◆ **The problem**:
Starting at the first line of the data, print each line verbatim up to and including the line bearing "number; a: string", omitting pictures.
+---+
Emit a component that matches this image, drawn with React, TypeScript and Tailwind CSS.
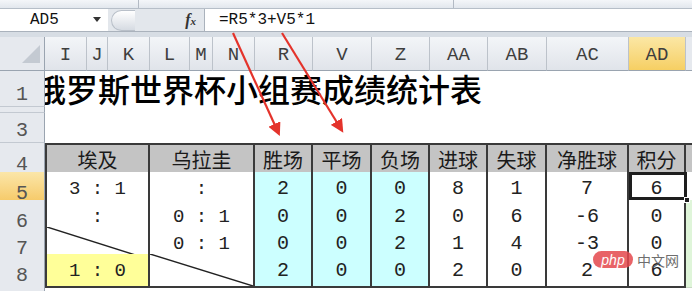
import type { ReactNode } from 'react'

const GRID =
  'grid grid-cols-[45px_42px_21px_42px_40px_23px_42px_58px_59px_58px_58px_59px_82px_57px_6px]'

const MONO = 'font-["Liberation_Mono",monospace]'
const CJK = 'font-["Noto_Sans_CJK_SC",sans-serif]'

const letters = ['I', 'J', 'K', 'L', 'M', 'N', 'R', 'V', 'Z', 'AA', 'AB', 'AC', 'AD']

type Row = { n: number; a: string | null; b: string | null; yellowA?: boolean; vals: string[] }

const rows: Row[] = [
  { n: 5, a: '3 : 1', b: ':', vals: ['2', '0', '0', '8', '1', '7', '6'] },
  { n: 6, a: ':', b: '0 : 1', vals: ['0', '0', '2', '0', '6', '-6', '0'] },
  { n: 7, a: null, b: '0 : 1', vals: ['0', '0', '2', '1', '4', '-3', '0'] },
  { n: 8, a: '1 : 0', b: null, yellowA: true, vals: ['2', '0', '0', '2', '0', '2', '6'] },
]

const heads = ['胜场', '平场', '负场', '进球', '失球', '净胜球', '积分']

function RowHead({ n, active }: { n: number | string; active?: boolean }) {
  return (
    <div
      className={`flex items-end justify-center overflow-hidden border-r border-b border-r-[#9aa4b0] border-b-[#c3c9d1] ${MONO} text-[20px] leading-none text-[#555] ${
        active ? 'bg-linear-to-b from-[#fbe6a8] to-[#f5c65e]' : 'bg-[#e6e9ee]'
      }`}
    >
      <span className="pb-[1px]">{n}</span>
    </div>
  )
}

function Diagonal() {
  return (
    <svg className="absolute inset-0 h-full w-full" preserveAspectRatio="none" viewBox="0 0 100 100">
      <line x1="0" y1="0" x2="100" y2="100" stroke="#222" strokeWidth="1.4" vectorEffect="non-scaling-stroke" />
    </svg>
  )
}

function Cell({
  children,
  span,
  bg = 'bg-white',
  first,
  top,
}: {
  children?: ReactNode
  span?: string
  bg?: string
  first?: boolean
  top?: boolean
}) {
  return (
    <div
      className={`relative flex items-center justify-center border-r-2 border-b-2 border-[#3a3a3a] ${bg} ${span ?? ''} ${
        first ? 'border-l-2' : ''
      } ${top ? 'border-t-2' : ''}`}
    >
      {children}
    </div>
  )
}

function FormulaBar() {
  return (
    <div className="flex h-[37px] flex-col bg-[#dfe4ea]">
      <div className="relative h-[9px] border-b border-[#b6bec8] bg-linear-to-b from-[#f4f6f9] to-[#e2e7ed]">
        <div className="absolute top-0 left-[138px] h-full w-px bg-[#b3bac4]" />
        <div className="absolute top-0 left-[453px] h-full w-px bg-[#b3bac4]" />
      </div>
      <div className="flex h-[23px] items-stretch border-b border-[#aab2bc]">
        <div className={`relative flex w-[108px] items-center bg-white pl-[30px] ${MONO} text-[16px] text-[#111]`}>
          AD5
          <span className="absolute left-[93px] top-[8px] h-0 w-0 border-x-[4px] border-t-[5px] border-x-transparent border-t-[#333]" />
        </div>
        <div className="flex w-[96px] items-center bg-[#e3e7ec]">
          <div className="ml-[3px] h-[21px] w-[24px] rounded-l-full border border-r-0 border-[#b9c0c9] bg-linear-to-b from-white to-[#d6dbe2]" />
          <span className='ml-auto mr-[8px] font-["Liberation_Serif",serif] text-[16px] font-bold italic text-[#333]'>
            f<span className="text-[11px]">x</span>
          </span>
        </div>
        <div className={`flex flex-1 items-center border-l border-[#aab2bc] bg-white pl-[14px] ${MONO} text-[16px] text-[#111]`}>
          =R5*3+V5*1
        </div>
      </div>
      <div className="flex-1 bg-[#d7dde4]" />
    </div>
  )
}

export default function App() {
  return (
    <div className="relative h-[291px] w-[692px] overflow-hidden bg-white">
      <FormulaBar />

      {/* column letters */}
      <div className={`${GRID} h-[30px]`}>
        <div className="relative border-r border-b border-[#9aa4b0] bg-[#e6e9ee]">
          <svg className="absolute left-0 top-0" width="45" height="30">
            <polygon points="40,8 40,26 22,26" fill="#c4cad2" />
          </svg>
        </div>
        {letters.map((l) => (
          <div
            key={l}
            className={`flex items-center justify-center border-r border-b border-r-[#bcc2ca] border-b-[#9aa4b0] pt-[4px] ${MONO} text-[19px] text-[#3e3e3e] ${
              l === 'AD'
                ? 'bg-linear-to-b from-[#fbe7a4] to-[#f6cf62]'
                : 'bg-linear-to-b from-[#f3f5f8] to-[#e0e4ea]'
            }`}
          >
            {l}
          </div>
        ))}
        <div className="border-b border-[#9aa4b0] bg-[#e6e9ee]" />
      </div>

      {/* rows 1-3 */}
      <div className={`${GRID} h-[40px]`}>
        <RowHead n={1} />
        <div className="col-span-14 flex items-center overflow-hidden pt-[2px]">
          <span className={`-ml-[11px] whitespace-nowrap ${CJK} text-[32px] leading-none font-medium text-black`}>
            俄罗斯世界杯小组赛成绩统计表
          </span>
        </div>
      </div>
      <div className={`${GRID} h-[6px]`}>
        <RowHead n={2} />
        <div className="col-span-14" />
      </div>
      <div className={`${GRID} h-[30px]`}>
        <RowHead n={3} />
        <div className="col-span-14" />
      </div>

      {/* row 4 headers */}
      <div className={`${GRID} h-[29px]`}>
        <RowHead n={4} />
        <Cell span="col-span-3" bg="bg-[#c4c4c4]" first top>
          <span className={`${CJK} text-[20px] text-[#1a1a1a]`}>埃及</span>
        </Cell>
        <Cell span="col-span-3" bg="bg-[#c4c4c4]" top>
          <span className={`${CJK} text-[20px] text-[#1a1a1a]`}>乌拉圭</span>
        </Cell>
        {heads.map((h) => (
          <Cell key={h} bg="bg-[#c4c4c4]" top>
            <span className={`${CJK} text-[20px] text-[#1a1a1a]`}>{h}</span>
          </Cell>
        ))}
        <div className="border-t-2 border-b-2 border-[#3a3a3a] bg-[#c4c4c4]" />
      </div>

      {rows.map((r, i) => (
        <div key={r.n} className={`${GRID} ${i === 0 || i === 3 ? 'h-[28px]' : 'h-[27px]'}`}>
          <RowHead n={r.n} active={r.n === 5} />
          <Cell span="col-span-3" first bg={r.yellowA ? 'bg-[#ffff99]' : 'bg-white'}>
            {r.a === null ? <Diagonal /> : <span className={`${MONO} pt-[2px] text-[19px] text-[#222]`}>{r.a}</span>}
          </Cell>
          <Cell span="col-span-3">
            {r.b === null ? <Diagonal /> : <span className={`${MONO} pt-[2px] text-[19px] text-[#222]`}>{r.b}</span>}
          </Cell>
          {r.vals.map((v, j) => (
            <Cell key={j} bg={j < 3 ? 'bg-[#ccffff]' : 'bg-white'}>
              <span className={`${MONO} pt-[2px] text-[20px] text-[#222]`}>{v}</span>
            </Cell>
          ))}
          <div className={`border-b border-[#c9d8c4] ${r.n === 5 ? 'bg-white' : 'bg-[#dff5d9]'}`} />
        </div>
      ))}

      <div className={`${GRID} h-[9px]`}>
        <div className="border-r border-[#9aa4b0] bg-[#e6e9ee]" />
      </div>

      {/* active cell AD5 */}
      <div className="absolute left-[629px] top-[172px] h-[28px] w-[58px] border-[3px] border-[#1e1e1e]" />
      <div className="absolute left-[684px] top-[197px] h-[6px] w-[6px] border border-white bg-[#1e1e1e]" />

      {/* red arrows */}
      <svg className="pointer-events-none absolute inset-0" width="692" height="291">
        <defs>
          <marker id="ah" markerWidth="6" markerHeight="6" refX="4" refY="3" orient="auto">
            <path d="M0,0 L6,3 L0,6 z" fill="#e4332b" />
          </marker>
        </defs>
        <line x1="233" y1="33" x2="278" y2="132" stroke="#e4332b" strokeWidth="2.2" markerEnd="url(#ah)" />
        <line x1="282" y1="33" x2="341" y2="129" stroke="#e4332b" strokeWidth="2.2" markerEnd="url(#ah)" />
      </svg>

      {/* watermark */}
      <div className="pointer-events-none absolute left-[593px] top-[251px] flex items-center gap-[4px] opacity-85">
        <span className='flex h-[17px] w-[40px] items-center justify-center rounded-full bg-[#e5484d] font-["Liberation_Sans",sans-serif] text-[14px] italic leading-none text-white'>
          php
        </span>
        <span className={`${CJK} text-[14px] leading-none text-[#555]`}>中文网</span>
      </div>
    </div>
  )
}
+---+
◆ **Exercise result**:
Emit a component that matches this image, drawn with React, TypeScript and Tailwind CSS.
import type { ReactNode } from 'react'

const GRID =
  'grid grid-cols-[45px_42px_21px_42px_40px_23px_42px_58px_59px_58px_58px_59px_82px_57px_6px]'

const MONO = 'font-["Liberation_Mono",monospace]'
const CJK = 'font-["Noto_Sans_CJK_SC",sans-serif]'

const letters = ['I', 'J', 'K', 'L', 'M', 'N', 'R', 'V', 'Z', 'AA', 'AB', 'AC', 'AD']

type Row = { n: number; a: string | null; b: string | null; yellowA?: boolean; vals: string[] }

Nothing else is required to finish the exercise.